The timing charts, particularly on pingdom, distinguish clearly between connection time, wait time, receive time, etc. In every case, the receive time to a Windows browser is exponentially longer than to an iOS or Mac browser.

We will work with our ISP to figure this out.

The charts I gave you above are from http://www.webpagetest.org/ if you look closely the only file that is really affected is the one I gave you above. Not sure what your ISP is going to do, webpagetest.org has nothing to do with the Internet Service Provider you’re using, you don’t even need to be on a Windows machine to test.

Don’t know or really care for pingdom, but webpagetest you choose (advanced settings), the speed, browser, and the location they run the test from. The screenshots above are run from Dulles Airport, VA and clearly show a drastic slow down on that one file. The screenshots are just the summary screens, you can get a lot more details from the test results page.

Look more closely and you’ll see that every file transferred to a Windows browser is very slow. Even JPEG and PNG files measuring 200KB are taking 5 seconds or so, whereas they take only milliseconds to transfer to an iOS or Mac browser. Our ISP might be throttling our speeds for some platforms, or there might be some other culprit on their side. This problem started suddenly, without any changes made from our side, which further lends credence to an ISP-related issue.

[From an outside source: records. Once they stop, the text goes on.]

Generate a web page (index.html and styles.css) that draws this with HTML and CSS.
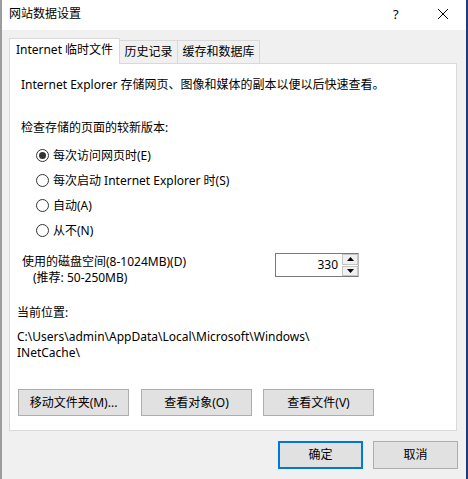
FILE: index.html
```html
<!DOCTYPE html>
<html lang="zh-CN">
<head>
<meta charset="utf-8">
<title>网站数据设置</title>
<link rel="stylesheet" href="styles.css">
</head>
<body>
<div class="window">
  <div class="titlebar">
    <span class="title">网站数据设置</span>
    <span class="help">?</span>
    <span class="close"><svg width="12" height="12" viewBox="0 0 12 12"><path d="M1 1 L11 11 M11 1 L1 11" stroke="#000" stroke-width="1" fill="none"/></svg></span>
  </div>
  <div class="tabs">
    <div class="tab active">Internet 临时文件</div>
    <div class="tab tab-history">历史记录</div>
    <div class="tab tab-cache">缓存和数据库</div>
  </div>
  <div class="panel">
    <p class="intro">Internet Explorer 存储网页、图像和媒体的副本以便以后快速查看。</p>
    <p class="label">检查存储的页面的较新版本:</p>
    <div class="radios">
      <div class="radio"><span class="circle checked"></span>每次访问网页时(E)</div>
      <div class="radio"><span class="circle"></span>每次启动 Internet Explorer 时(S)</div>
      <div class="radio"><span class="circle"></span>自动(A)</div>
      <div class="radio"><span class="circle"></span>从不(N)</div>
    </div>
    <div class="disk">
      <div class="disk-text">
        <div>使用的磁盘空间(8-1024MB)(D)</div>
        <div class="rec">(推荐: 50-250MB)</div>
      </div>
      <div class="spinner">
        <div class="spin-value">330</div>
        <div class="spin-btns">
          <div class="spin"><svg width="7" height="4" viewBox="0 0 7 4"><path d="M0 4 L3.5 0 L7 4 Z" fill="#000"/></svg></div>
          <div class="spin"><svg width="7" height="4" viewBox="0 0 7 4"><path d="M0 0 L7 0 L3.5 4 Z" fill="#000"/></svg></div>
        </div>
      </div>
    </div>
    <p class="loc-label">当前位置:</p>
    <p class="path">C:\Users\admin\AppData\Local\Microsoft\Windows\<br>INetCache\</p>
    <div class="actions">
      <button class="btn">移动文件夹(M)...</button>
      <button class="btn">查看对象(O)</button>
      <button class="btn">查看文件(V)</button>
    </div>
  </div>
  <div class="footer">
    <button class="btn dlg default">确定</button>
    <button class="btn dlg">取消</button>
  </div>
</div>
</body>
</html>
```

FILE: styles.css
```css
* { box-sizing: border-box; }
html, body { margin: 0; padding: 0; }
body {
  width: 468px;
  height: 479px;
  overflow: hidden;
  background: #f0f0f0;
  font-family: "Noto Sans", "Noto Sans CJK SC", sans-serif;
  font-size: 12px;
  line-height: 16px;
  color: #000;
}
.window {
  width: 468px;
  height: 479px;
  border-left: 2px solid #9c9c9c;
  border-right: 2px solid #1c3d7a;
  background: #f0f0f0;
}
.titlebar {
  height: 30px;
  background: #fff;
  display: flex;
  align-items: center;
  padding-left: 7px;
  padding-bottom: 2px;
}
.title { flex: 1; }
.help { width: 14px; margin-right: 30px; font-size: 13px; }
.close { width: 12px; height: 12px; margin-right: 17px; display: flex; }
.tabs {
  display: flex;
  align-items: flex-end;
  margin-top: 8px;
  padding-left: 7px;
  height: 25px;
}
.tab {
  height: 23px;
  padding-top: 3px;
  text-align: center;
  border: 1px solid #d9d9d9;
  border-bottom: none;
  border-left: none;
  background: #f0f0f0;
  white-space: nowrap;
}
.tab.active {
  width: 111px;
  height: 26px;
  margin-bottom: -1px;
  background: #fff;
  border-left: 1px solid #d9d9d9;
  position: relative;
  z-index: 1;
}
.tab-history { width: 58px; }
.tab-cache { width: 82px; }
.panel {
  margin-left: 7px;
  width: 448px;
  height: 368px;
  background: #fff;
  border: 1px solid #d9d9d9;
}
p { margin: 0; }
.intro { margin: 13px 0 0 11px; }
.label { margin: 27px 0 0 11px; }
.radios { margin-top: 7px; margin-left: 26px; }
.radio {
  height: 25px;
  display: flex;
  align-items: center;
}
.circle {
  width: 13px;
  height: 13px;
  border: 1px solid #333;
  border-radius: 50%;
  margin-right: 4px;
  display: flex;
  align-items: center;
  justify-content: center;
  flex: none;
}
.circle.checked::after {
  content: "";
  width: 7px;
  height: 7px;
  border-radius: 50%;
  background: #333;
}
.disk {
  display: flex;
  margin-top: 10px;
  margin-left: 12px;
}
.disk-text { width: 253px; padding-top: 1px; }
.rec { padding-left: 11px; }
.spinner {
  display: flex;
  height: 24px;
  border: 1px solid #7a7a7a;
  border-right-color: #b9b9b9;
}
.spin-value {
  width: 66px;
  text-align: right;
  padding-right: 4px;
  line-height: 22px;
}
.spin-btns {
  width: 16px;
  display: flex;
  flex-direction: column;
  gap: 1px;
}
.spin {
  flex: 1;
  background: #f0f0f0;
  border: 1px solid #c6c6c6;
  display: flex;
  align-items: center;
  justify-content: center;
}
.loc-label { margin: 19px 0 0 7px; }
.path { margin: 8px 0 0 7px; }
.actions {
  display: flex;
  gap: 12px;
  margin: 28px 0 0 8px;
}
.btn {
  width: 111px;
  height: 27px;
  background: #e1e1e1;
  border: 1px solid #adadad;
  font: inherit;
  color: #000;
  padding: 0;
  margin: 0;
}
.actions .btn:nth-child(3) { margin-left: -1px; }
.footer {
  display: flex;
  justify-content: flex-end;
  gap: 10px;
  margin-top: 10px;
  padding-right: 8px;
}
.btn.dlg { width: 85px; height: 28px; }
.btn.default { border: 2px solid #0078d7; }
```
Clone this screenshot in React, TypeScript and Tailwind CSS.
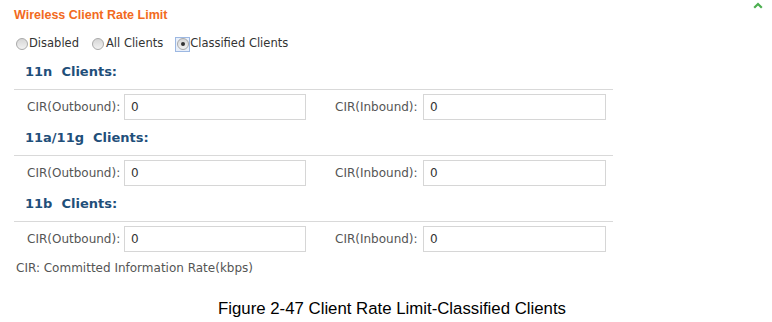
import { useState } from 'react';

const sections = ['11n  Clients:', '11a/11g  Clients:', '11b  Clients:'];
const modes = ['Disabled', 'All Clients', 'Classified Clients'];

function Radio({ checked, focused }: { checked: boolean; focused?: boolean }) {
  return (
    <span
      className={
        'flex items-center justify-center w-[15px] h-[15px] ' +
        (focused ? 'border border-[#9db8e2] bg-[#e8effa]' : '')
      }
    >
      <span className="flex items-center justify-center w-[12px] h-[12px] rounded-full border border-[#a9a9a9] bg-gradient-to-b from-[#d6d6d6] to-[#f2f2f2]">
        {checked && <span className="w-[4px] h-[4px] rounded-full bg-[#333]" />}
      </span>
    </span>
  );
}

function RateRow() {
  return (
    <div className="flex items-center pt-[4px] text-[12px]">
      <span className="w-[110px] pl-[13px] text-[#555]">CIR(Outbound):</span>
      <input
        defaultValue="0"
        className="w-[182px] h-[26px] border border-[#d6d6d6] pl-[6px] text-[#333] outline-none"
      />
      <span className="w-[117px] pl-[29px] text-[#555]">CIR(Inbound):</span>
      <input
        defaultValue="0"
        className="w-[183px] h-[26px] border border-[#d6d6d6] pl-[6px] text-[#333] outline-none"
      />
    </div>
  );
}

export default function App() {
  const [mode, setMode] = useState(2);

  return (
    <div className="relative w-[772px] h-[322px] bg-white font-['DejaVu_Sans',sans-serif] text-[11.5px] text-[#333]">
      <svg className="absolute top-[2px] left-[753px]" width="10" height="7" viewBox="0 0 10 7">
        <path d="M1.2 5.8 L5 2 L8.8 5.8" fill="none" stroke="#4caf50" strokeWidth="2.2" />
      </svg>

      <div className="pt-[6px] pl-[14px] h-[24px] leading-[18px] font-['Liberation_Sans',Arial,sans-serif] font-bold text-[12.5px] text-[#f26a21]">
        Wireless Client Rate Limit
      </div>

      <div className="mt-[13px] h-[14px] pl-[14px] flex items-center">
        {modes.map((m, i) => (
          <label key={m} className="flex items-center mr-[12px] cursor-pointer" onClick={() => setMode(i)}>
            <Radio checked={mode === i} focused={i === 2} />
            <span>{m}</span>
          </label>
        ))}
      </div>

      <div className="mt-[3px] ml-[14px] w-[599px]">
        {sections.map((s) => (
          <div key={s}>
            <div className="h-[35px] flex items-center pl-[11px] whitespace-pre font-bold text-[13px] text-[#1f4f7a]">
              {s}
            </div>
            <div className="border-t border-[#d9d9d9]" />
            <RateRow />
          </div>
        ))}
      </div>

      <div className="mt-[9px] pl-[16px] leading-[14px] text-[12px] text-[#555]">CIR: Committed Information Rate(kbps)</div>

      <div className="mt-[25px] flex justify-center pl-[12px] leading-[18px] font-['Liberation_Sans',Arial,sans-serif] text-[16.8px] text-black">
        Figure 2-47 Client Rate Limit-Classified Clients
      </div>
    </div>
  );
}
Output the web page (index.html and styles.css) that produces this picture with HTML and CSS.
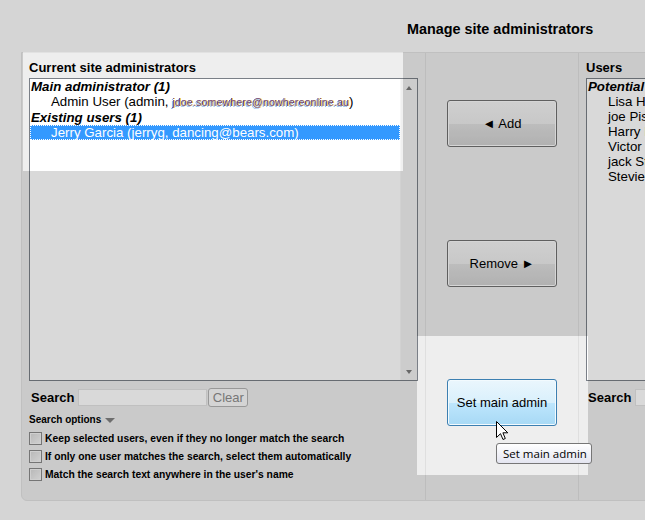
FILE: index.html
```html
<!DOCTYPE html>
<html>
<head>
<meta charset="utf-8">
<link rel="stylesheet" href="styles.css">
</head>
<body>
<div class="page">
  <h2 class="title">Manage site administrators</h2>
  <div class="panel">
    <div class="col col-left">
      <label class="col-label">Current site administrators</label>
      <div class="listbox">
        <div class="list-items">
          <div class="grp">Main administrator (1)</div>
          <div class="opt">Admin User (admin, <span class="blur">jdoe.somewhere@nowhereonline.au</span>)</div>
          <div class="grp">Existing users (1)</div>
          <div class="opt selected">Jerry Garcia (jerryg, dancing@bears.com)</div>
        </div>
        <div class="scrollbar"><span class="arr up"></span><span class="arr down"></span></div>
      </div>
      <div class="search-row">
        <span class="search-label">Search</span><input class="search-input" type="text"><button class="clear-btn" disabled>Clear</button>
      </div>
      <div class="options">
        <div class="options-title">Search options <span class="tri-down"></span></div>
        <label class="chk"><input type="checkbox" class="box">Keep selected users, even if they no longer match the search</label>
        <label class="chk"><input type="checkbox" class="box">If only one user matches the search, select them automatically</label>
        <label class="chk"><input type="checkbox" class="box">Match the search text anywhere in the user's name</label>
      </div>
    </div>
    <div class="col col-mid">
      <button class="btn btn-add">◄ Add</button>
      <button class="btn btn-remove">Remove ►</button>
      <button class="btn btn-main hover">Set main admin</button>
    </div>
    <div class="col col-right">
      <label class="col-label">Users</label>
      <div class="listbox listbox-wide">
        <div class="list-items">
          <div class="grp">Potential users (6)</div>
          <div class="opt">Lisa Harrison (lisah, lisa@example.com)</div>
          <div class="opt">joe Pistone (joep, joe@example.com)</div>
          <div class="opt">Harry Lime (harryl, harry@example.com)</div>
          <div class="opt">Victor Sullivan (victors, victor@example.com)</div>
          <div class="opt">jack Stevens (jacks, jack@example.com)</div>
          <div class="opt">Stevie Ray (stevier, stevie@example.com)</div>
        </div>
      </div>
      <div class="search-row">
        <span class="search-label">Search</span><input class="search-input" type="text">
      </div>
    </div>
  </div>
</div>
<svg class="dim" width="645" height="520" viewBox="0 0 645 520">
  <path fill-rule="evenodd" fill="rgba(0,0,0,0.15)" d="M0 0H645V520H0Z M23 52V171H403V52Z M417 336V475H588V336Z"/>
</svg>
<div class="tooltip">Set main admin</div>
<svg class="cursor" width="13" height="20" viewBox="0 0 13 20">
  <path d="M0.5 0.5 L0.5 16.5 L4.5 12.7 L7 18.5 L9.3 17.5 L6.9 11.8 L11.8 11.8 Z" fill="#fff" stroke="#000" stroke-width="1" stroke-linejoin="miter"/>
</svg>
</body>
</html>
```
FILE: styles.css
```css
html, body {
  margin: 0;
  padding: 0;
}
body {
  width: 645px;
  height: 520px;
  overflow: hidden;
  position: relative;
  background: #fbfbfb;
  font-family: "Liberation Sans", Arial, sans-serif;
  color: #000;
}
.page {
  width: 1000px;
}
.title {
  margin: 0;
  height: 52px;
  box-sizing: border-box;
  padding: 21px 0 0 407px;
  font-size: 14.4px;
  line-height: 17px;
  font-weight: bold;
}
.panel {
  margin-left: 21px;
  width: 900px;
  height: 449px;
  box-sizing: border-box;
  display: flex;
  background: #eeeeee;
  border: 1px solid #e2e2e2;
  border-radius: 0 0 0 6px;
}
.col {
  box-sizing: border-box;
}
.col-left {
  flex: 0 0 403px;
  width: 403px;
  padding: 7px 7px 0 7px;
}
.col-mid {
  flex: 0 0 153px;
  width: 153px;
  border-left: 1px solid #dfdfdf;
  display: flex;
  flex-direction: column;
  align-items: center;
  padding-top: 47px;
}
.col-right {
  flex: 1 1 auto;
  min-width: 0;
  border-left: 1px solid #dfdfdf;
  padding: 7px 0 0 7px;
}
.col-label {
  display: block;
  font-size: 13px;
  font-weight: bold;
  line-height: 15px;
  height: 15px;
  margin-bottom: 3px;
}
.listbox {
  display: flex;
  width: 389px;
  height: 303px;
  box-sizing: border-box;
  border: 1px solid #7a7f87;
  background: #fff;
}
.listbox-wide {
  width: 400px;
}
.list-items {
  flex: 1;
  min-width: 0;
  font-size: 13.3px;
  line-height: 15px;
}
.grp {
  font-weight: bold;
  font-style: italic;
  padding-left: 1px;
  white-space: nowrap;
}
.opt {
  padding-left: 21px;
  white-space: nowrap;
}
.selected {
  background: #3399ff;
  color: #fff;
  outline: 1px dotted #ffffff;
  outline-offset: -1px;
}
.blur {
  font-size: 10.5px;
  letter-spacing: 0.2px;
  color: #6a3f86;
  text-shadow: 1px 0 0 #e9c95a, -1px 1px 0 #86b8e8;
  filter: blur(0.35px);
}
.scrollbar {
  flex: 0 0 17px;
  width: 17px;
  background: #f0f0f0;
  border-left: 1px solid #f6f6f6;
  box-sizing: border-box;
  display: flex;
  flex-direction: column;
  justify-content: space-between;
  align-items: center;
  padding: 7px 0 6px 0;
}
.arr {
  width: 0;
  height: 0;
  border-left: 3.5px solid transparent;
  border-right: 3.5px solid transparent;
}
.arr.up {
  border-bottom: 4px solid #7a7a7a;
}
.arr.down {
  border-top: 4px solid #7a7a7a;
}
.search-row {
  display: flex;
  align-items: center;
  height: 19px;
  margin-top: 7px;
}
.search-label {
  font-size: 13px;
  font-weight: bold;
  margin-left: 2px;
  margin-right: 4px;
}
.search-input {
  width: 129px;
  height: 17px;
  box-sizing: border-box;
  margin: 0;
  padding: 0;
  border: 1px solid #e2e2e2;
  background: #fff;
}
.clear-btn {
  margin: 0 0 0 1px;
  padding: 0;
  width: 40px;
  height: 19px;
  box-sizing: border-box;
  border: 1px solid #b3b3b3;
  border-radius: 3px;
  background: #fafafa;
  color: #8c8c8c;
  font-family: "Liberation Sans", Arial, sans-serif;
  font-size: 13px;
}
.options {
  margin-top: 7px;
}
.options-title {
  font-size: 10px;
  font-weight: bold;
  line-height: 12px;
  margin-bottom: 3px;
  display: flex;
  align-items: center;
}
.tri-down {
  display: inline-block;
  margin-left: 4px;
  width: 0;
  height: 0;
  border-left: 5px solid transparent;
  border-right: 5px solid transparent;
  border-top: 5px solid #808080;
  margin-top: 1px;
}
.chk {
  display: flex;
  align-items: center;
  height: 18px;
  font-size: 10.3px;
  font-weight: bold;
  white-space: nowrap;
}
.box {
  -webkit-appearance: none;
  appearance: none;
  margin: 0 3px 0 0;
  width: 13px;
  height: 13px;
  box-sizing: border-box;
  border: 1px solid #8a8a8a;
  background: linear-gradient(to bottom right, #d8d8d8, #f6f6f6);
  box-shadow: inset 0 0 0 1px #f4f4f4;
}
.btn {
  width: 110px;
  height: 47px;
  flex: 0 0 47px;
  box-sizing: border-box;
  border: 1px solid #707070;
  border-radius: 3px;
  background: linear-gradient(to bottom, #f3f3f3 0%, #ececec 50%, #dedede 51%, #d0d0d0 100%);
  box-shadow: inset 0 0 0 1px #fbfbfb;
  font-family: "Liberation Sans", Arial, sans-serif;
  font-size: 13px;
  color: #000;
  padding: 0;
}
.btn-remove {
  margin-top: 93px;
}
.btn-main {
  margin-top: 92px;
}
.btn.hover {
  border-color: #3c7fb1;
  background: linear-gradient(to bottom, #eaf6fd 0%, #d9f0fc 50%, #bee6fd 51%, #a7d9f5 100%);
  box-shadow: inset 0 0 0 1px #f2fafe;
}
.dim {
  position: absolute;
  left: 0;
  top: 0;
  pointer-events: none;
}
.tooltip {
  position: absolute;
  left: 496px;
  top: 443px;
  width: 96px;
  height: 21px;
  box-sizing: border-box;
  border: 1px solid #767676;
  border-radius: 3px;
  background: linear-gradient(to bottom, #ffffff, #e4e5f0);
  font-family: "Open Sans", "Liberation Sans", sans-serif;
  font-size: 11.5px;
  line-height: 19px;
  padding-left: 6px;
  color: #000;
  white-space: nowrap;
}
.cursor {
  position: absolute;
  left: 496px;
  top: 421px;
}
```
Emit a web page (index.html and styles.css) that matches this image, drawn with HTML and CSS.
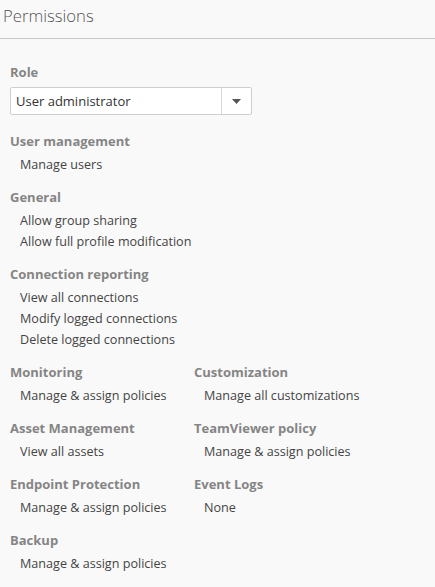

Again, the size of CSS files does not seem to be the problem. Every file is taking much longer to transfer than it should, and only to Windows browsers.

Your ISP (that’s who provides you your internet connection) would have nothing to do with the test results from webpagetest, they don’t use your ISP.
It could be your hosting company’s server, but not an ISP.

Sorry, I should have clarified that our corporate ISP is also our web services provider. And I was just reminded by my colleague that we have a mirror of this website running on a Chinese web hosting company at the following URL:

http://www.anchorsemi.com.cn

There are no performance issues with this mirror on any platform, whether it be Windows, Mac or iOS.

Update

Our web hosting company fixed this problem today by moving our website from an outdated server to a new server.